* [DATA LINES]:
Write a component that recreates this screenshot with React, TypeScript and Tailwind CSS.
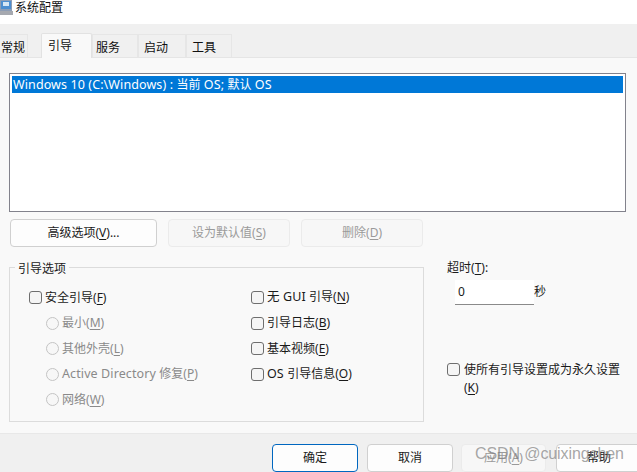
import { ReactNode } from "react";

const FONT = "font-['Noto_Sans','Noto_Sans_CJK_SC',sans-serif]";

function Key({ k }: { k: string }) {
  return (
    <>
      (<span className="underline underline-offset-2">{k}</span>)
    </>
  );
}

// latin runs are a little wider than the CJK size in the reference
function Latin({ children }: { children: ReactNode }) {
  return <span className="text-[12.5px] tracking-[0.1px]">{children}</span>;
}

function DialogButton({
  children,
  disabled,
  primary,
  className,
}: {
  children: ReactNode;
  disabled?: boolean;
  primary?: boolean;
  className: string;
}) {
  let look = "border-[#d0d0d0] bg-[#fdfdfd] text-[#1a1a1a]";
  if (disabled) look = "border-[#ebebeb] bg-[#f7f7f7] text-[#9a9a9a]";
  if (primary) look = "border-[#0067c0] bg-[#fdfdfd] text-[#1a1a1a]";
  return (
    <div
      className={`flex h-[28px] shrink-0 items-center justify-center rounded-[4px] border text-[12px] ${look} ${className}`}
    >
      {children}
    </div>
  );
}

function Check({ children }: { children: ReactNode }) {
  return (
    <div className="flex h-[25.5px] items-center text-[12px] text-[#1a1a1a]">
      <span className="mr-[3px] h-[13px] w-[13px] shrink-0 rounded-[3px] border border-[#6e6e6e] bg-[#f5f5f5]" />
      <span>{children}</span>
    </div>
  );
}

function Radio({ children }: { children: ReactNode }) {
  return (
    <div className="flex h-[25.5px] items-center pl-[17px] text-[12px] text-[#8a8a8a]">
      <span className="mr-[3px] h-[13px] w-[13px] shrink-0 rounded-full border border-[#c4c4c4] bg-[#f7f7f7]" />
      <span>{children}</span>
    </div>
  );
}

function Tab({ label, active, className }: { label: string; active?: boolean; className: string }) {
  if (active) {
    return (
      <div
        className={`z-10 -mb-px flex h-[25px] items-center justify-start rounded-t-[2px] border border-b-0 border-[#e2e2e2] bg-[#f9f9f9] pb-[1px] text-[12px] text-[#111] ${className}`}
      >
        {label}
      </div>
    );
  }
  return (
    <div
      className={`flex h-[23px] items-center justify-start border border-b-0 border-[#e6e6e6] bg-[#f0f0f0] pt-[3px] text-[12px] text-[#111] ${className}`}
    >
      {label}
    </div>
  );
}

export default function App() {
  return (
    <div className={`relative flex h-[472px] w-[637px] flex-col overflow-hidden bg-[#f9f9f9] ${FONT}`}>
      {/* title bar */}
      <div className="flex h-[24px] shrink-0 items-start bg-white">
        <svg width="14" height="16" viewBox="0 0 14 16" className="mr-[1px] shrink-0">
          <rect x="0" y="0" width="12" height="11" fill="#8d9db5" />
          <rect x="1" y="1" width="10" height="8" fill="#4d8ed0" />
          <rect x="3" y="2" width="6" height="4" fill="#d6e6f5" />
          <rect x="0" y="11" width="13" height="4" fill="#a6a9b0" />
        </svg>
        <span className="text-[12px] leading-[16px] text-[#111]">系统配置</span>
      </div>

      {/* tab strip */}
      <div className="flex h-[34px] shrink-0 items-end border-b border-[#e5e5e5] bg-[#f0f0f0]">
        <Tab label="常规" className="-ml-[1px] w-[29px] pl-[1px]" />
        <div className="w-[13px]" />
        <Tab label="引导" active className="w-[51px] pl-[6px]" />
        <Tab label="服务" className="w-[46px] pl-[3px]" />
        <Tab label="启动" className="w-[48px] pl-[5px]" />
        <Tab label="工具" className="w-[46px] pl-[5px]" />
      </div>

      {/* body */}
      <div className="flex flex-1 flex-col px-[9px] pt-[15px]">
        <div className="h-[139px] w-[617px] border border-[#82828c] bg-white p-[2px]">
          <div className="flex h-[17px] items-center whitespace-pre bg-[#0078d7] pt-[1px] pl-[1px] text-[12px] text-white">
            <Latin>Windows 10 (C:\Windows) : </Latin>当前<Latin> OS; </Latin>默认<Latin> OS</Latin>
          </div>
        </div>

        <div className="mt-[7px] flex pl-[1px]">
          <DialogButton className="w-[147px]">
            高级选项
            <Key k="V" />
            ...
          </DialogButton>
          <DialogButton disabled className="ml-[11px] w-[122px]">
            设为默认值
            <Key k="S" />
          </DialogButton>
          <DialogButton disabled className="ml-[11px] w-[122px]">
            删除
            <Key k="D" />
          </DialogButton>
        </div>

        <div className="mt-[20px] flex">
          <div className="relative h-[155px] w-[415px] border border-[#dcdcdc] pt-[17px] pl-[19px]">
            <span className="absolute -top-[8px] left-[5px] bg-[#f9f9f9] px-[3px] text-[12px] text-[#1a1a1a]">
              引导选项
            </span>
            <div className="grid grid-cols-[222px_1fr]">
              <div>
                <Check>
                  安全引导
                  <Key k="F" />
                </Check>
                <Radio>
                  最小
                  <Key k="M" />
                </Radio>
                <Radio>
                  其他外壳
                  <Key k="L" />
                </Radio>
                <Radio>
                  <Latin>Active Directory </Latin>修复
                  <Key k="P" />
                </Radio>
                <Radio>
                  网络
                  <Key k="W" />
                </Radio>
              </div>
              <div>
                <Check>
                  <Latin>无 GUI </Latin>引导
                  <Key k="N" />
                </Check>
                <Check>
                  引导日志
                  <Key k="B" />
                </Check>
                <Check>
                  基本视频
                  <Key k="E" />
                </Check>
                <Check>
                  <Latin>OS </Latin>引导信息
                  <Key k="O" />
                </Check>
              </div>
            </div>
          </div>

          <div className="ml-[23px] flex w-[180px] flex-col text-[12px] text-[#1a1a1a]">
            <div className="-mt-[8px] leading-[17px]">
              超时
              <Key k="T" />:
            </div>
            <div className="mt-[4px] flex items-center pl-[8px]">
              <div className="flex h-[25px] w-[79px] items-center border-b border-[#8a8a8a] bg-white pb-[1px] pl-[3px]">
                0
              </div>
              <span className="-mt-[1px]">秒</span>
            </div>
            <div className="mt-[56px] flex items-start">
              <span className="mt-[2px] mr-[4px] h-[13px] w-[13px] shrink-0 rounded-[3px] border border-[#6e6e6e] bg-[#f5f5f5]" />
              <span className="leading-[18px]">
                使所有引导设置成为永久设置
                <br />
                <Key k="K" />
              </span>
            </div>
          </div>
        </div>
      </div>

      {/* footer */}
      <div className="flex h-[39px] shrink-0 items-start justify-start border-t border-[#e8e8e8] bg-[#f0f0f0] pt-[10px] pl-[272px]">
        <DialogButton primary className="w-[86px]">
          确定
        </DialogButton>
        <DialogButton className="ml-[9px] w-[86px]">取消</DialogButton>
        <DialogButton disabled className="ml-[8px] w-[85px]">
          应用
          <Key k="A" />
        </DialogButton>
        <DialogButton className="ml-[10px] w-[86px]">帮助</DialogButton>
      </div>

      {/* watermark */}
      <span className="absolute top-[444px] left-[475px] font-['Liberation_Sans',sans-serif] text-[16px] leading-[20px] tracking-[-0.1px] whitespace-nowrap text-[#808080b3]">
        CSDN @cuixingchen
      </span>
    </div>
  );
}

* [REQUIRED WORK]:
Quote the material exactly. Pictures stay out.

* [FULL ANSWER]:
Write a component that recreates this screenshot with React, TypeScript and Tailwind CSS.
import { ReactNode } from "react";

const FONT = "font-['Noto_Sans','Noto_Sans_CJK_SC',sans-serif]";

function Key({ k }: { k: string }) {
  return (
    <>
      (<span className="underline underline-offset-2">{k}</span>)
    </>
  );
}

// latin runs are a little wider than the CJK size in the reference
function Latin({ children }: { children: ReactNode }) {
  return <span className="text-[12.5px] tracking-[0.1px]">{children}</span>;
}

function DialogButton({
  children,
  disabled,
  primary,
  className,
}: {
  children: ReactNode;
  disabled?: boolean;
  primary?: boolean;
  className: string;
}) {
  let look = "border-[#d0d0d0] bg-[#fdfdfd] text-[#1a1a1a]";
  if (disabled) look = "border-[#ebebeb] bg-[#f7f7f7] text-[#9a9a9a]";
  if (primary) look = "border-[#0067c0] bg-[#fdfdfd] text-[#1a1a1a]";
  return (
    <div
      className={`flex h-[28px] shrink-0 items-center justify-center rounded-[4px] border text-[12px] ${look} ${className}`}
    >
      {children}
    </div>
  );
}

function Check({ children }: { children: ReactNode }) {
  return (
    <div className="flex h-[25.5px] items-center text-[12px] text-[#1a1a1a]">
      <span className="mr-[3px] h-[13px] w-[13px] shrink-0 rounded-[3px] border border-[#6e6e6e] bg-[#f5f5f5]" />
      <span>{children}</span>
    </div>
  );
}

function Radio({ children }: { children: ReactNode }) {
  return (
    <div className="flex h-[25.5px] items-center pl-[17px] text-[12px] text-[#8a8a8a]">
      <span className="mr-[3px] h-[13px] w-[13px] shrink-0 rounded-full border border-[#c4c4c4] bg-[#f7f7f7]" />
      <span>{children}</span>
    </div>
  );
}

function Tab({ label, active, className }: { label: string; active?: boolean; className: string }) {
  if (active) {
    return (
      <div
        className={`z-10 -mb-px flex h-[25px] items-center justify-start rounded-t-[2px] border border-b-0 border-[#e2e2e2] bg-[#f9f9f9] pb-[1px] text-[12px] text-[#111] ${className}`}
      >
        {label}
      </div>
    );
  }
  return (
    <div
      className={`flex h-[23px] items-center justify-start border border-b-0 border-[#e6e6e6] bg-[#f0f0f0] pt-[3px] text-[12px] text-[#111] ${className}`}
    >
      {label}
    </div>
  );
}

export default function App() {
  return (
    <div className={`relative flex h-[472px] w-[637px] flex-col overflow-hidden bg-[#f9f9f9] ${FONT}`}>
      {/* title bar */}
      <div className="flex h-[24px] shrink-0 items-start bg-white">
        <svg width="14" height="16" viewBox="0 0 14 16" className="mr-[1px] shrink-0">
          <rect x="0" y="0" width="12" height="11" fill="#8d9db5" />
          <rect x="1" y="1" width="10" height="8" fill="#4d8ed0" />
          <rect x="3" y="2" width="6" height="4" fill="#d6e6f5" />
          <rect x="0" y="11" width="13" height="4" fill="#a6a9b0" />
        </svg>
        <span className="text-[12px] leading-[16px] text-[#111]">系统配置</span>
      </div>

      {/* tab strip */}
      <div className="flex h-[34px] shrink-0 items-end border-b border-[#e5e5e5] bg-[#f0f0f0]">
        <Tab label="常规" className="-ml-[1px] w-[29px] pl-[1px]" />
        <div className="w-[13px]" />
        <Tab label="引导" active className="w-[51px] pl-[6px]" />
        <Tab label="服务" className="w-[46px] pl-[3px]" />
        <Tab label="启动" className="w-[48px] pl-[5px]" />
        <Tab label="工具" className="w-[46px] pl-[5px]" />
      </div>

      {/* body */}
      <div className="flex flex-1 flex-col px-[9px] pt-[15px]">
        <div className="h-[139px] w-[617px] border border-[#82828c] bg-white p-[2px]">
          <div className="flex h-[17px] items-center whitespace-pre bg-[#0078d7] pt-[1px] pl-[1px] text-[12px] text-white">
            <Latin>Windows 10 (C:\Windows) : </Latin>当前<Latin> OS; </Latin>默认<Latin> OS</Latin>
          </div>
        </div>

        <div className="mt-[7px] flex pl-[1px]">
          <DialogButton className="w-[147px]">
            高级选项
            <Key k="V" />
            ...
          </DialogButton>
          <DialogButton disabled className="ml-[11px] w-[122px]">
            设为默认值
            <Key k="S" />
          </DialogButton>
          <DialogButton disabled className="ml-[11px] w-[122px]">
            删除
            <Key k="D" />
          </DialogButton>
        </div>

        <div className="mt-[20px] flex">
          <div className="relative h-[155px] w-[415px] border border-[#dcdcdc] pt-[17px] pl-[19px]">
            <span className="absolute -top-[8px] left-[5px] bg-[#f9f9f9] px-[3px] text-[12px] text-[#1a1a1a]">
              引导选项
            </span>
            <div className="grid grid-cols-[222px_1fr]">
              <div>
                <Check>
                  安全引导
                  <Key k="F" />
                </Check>
                <Radio>
                  最小
                  <Key k="M" />
                </Radio>
                <Radio>
                  其他外壳
                  <Key k="L" />
                </Radio>
                <Radio>
                  <Latin>Active Directory </Latin>修复
                  <Key k="P" />
                </Radio>
                <Radio>
                  网络
                  <Key k="W" />
                </Radio>
              </div>
              <div>
                <Check>
                  <Latin>无 GUI </Latin>引导
                  <Key k="N" />
                </Check>
                <Check>
                  引导日志
                  <Key k="B" />
                </Check>
                <Check>
                  基本视频
                  <Key k="E" />
                </Check>
                <Check>
                  <Latin>OS </Latin>引导信息
                  <Key k="O" />
                </Check>
              </div>
            </div>
          </div>

          <div className="ml-[23px] flex w-[180px] flex-col text-[12px] text-[#1a1a1a]">
            <div className="-mt-[8px] leading-[17px]">
              超时
              <Key k="T" />:
            </div>
            <div className="mt-[4px] flex items-center pl-[8px]">
              <div className="flex h-[25px] w-[79px] items-center border-b border-[#8a8a8a] bg-white pb-[1px] pl-[3px]">
                0
              </div>
              <span className="-mt-[1px]">秒</span>
            </div>
            <div className="mt-[56px] flex items-start">
              <span className="mt-[2px] mr-[4px] h-[13px] w-[13px] shrink-0 rounded-[3px] border border-[#6e6e6e] bg-[#f5f5f5]" />
              <span className="leading-[18px]">
                使所有引导设置成为永久设置
                <br />
                <Key k="K" />
              </span>
            </div>
          </div>
        </div>
      </div>

      {/* footer */}
      <div className="flex h-[39px] shrink-0 items-start justify-start border-t border-[#e8e8e8] bg-[#f0f0f0] pt-[10px] pl-[272px]">
        <DialogButton primary className="w-[86px]">
          确定
        </DialogButton>
        <DialogButton className="ml-[9px] w-[86px]">取消</DialogButton>
        <DialogButton disabled className="ml-[8px] w-[85px]">
          应用
          <Key k="A" />
        </DialogButton>
        <DialogButton className="ml-[10px] w-[86px]">帮助</DialogButton>
      </div>

      {/* watermark */}
      <span className="absolute top-[444px] left-[475px] font-['Liberation_Sans',sans-serif] text-[16px] leading-[20px] tracking-[-0.1px] whitespace-nowrap text-[#808080b3]">
        CSDN @cuixingchen
      </span>
    </div>
  );
}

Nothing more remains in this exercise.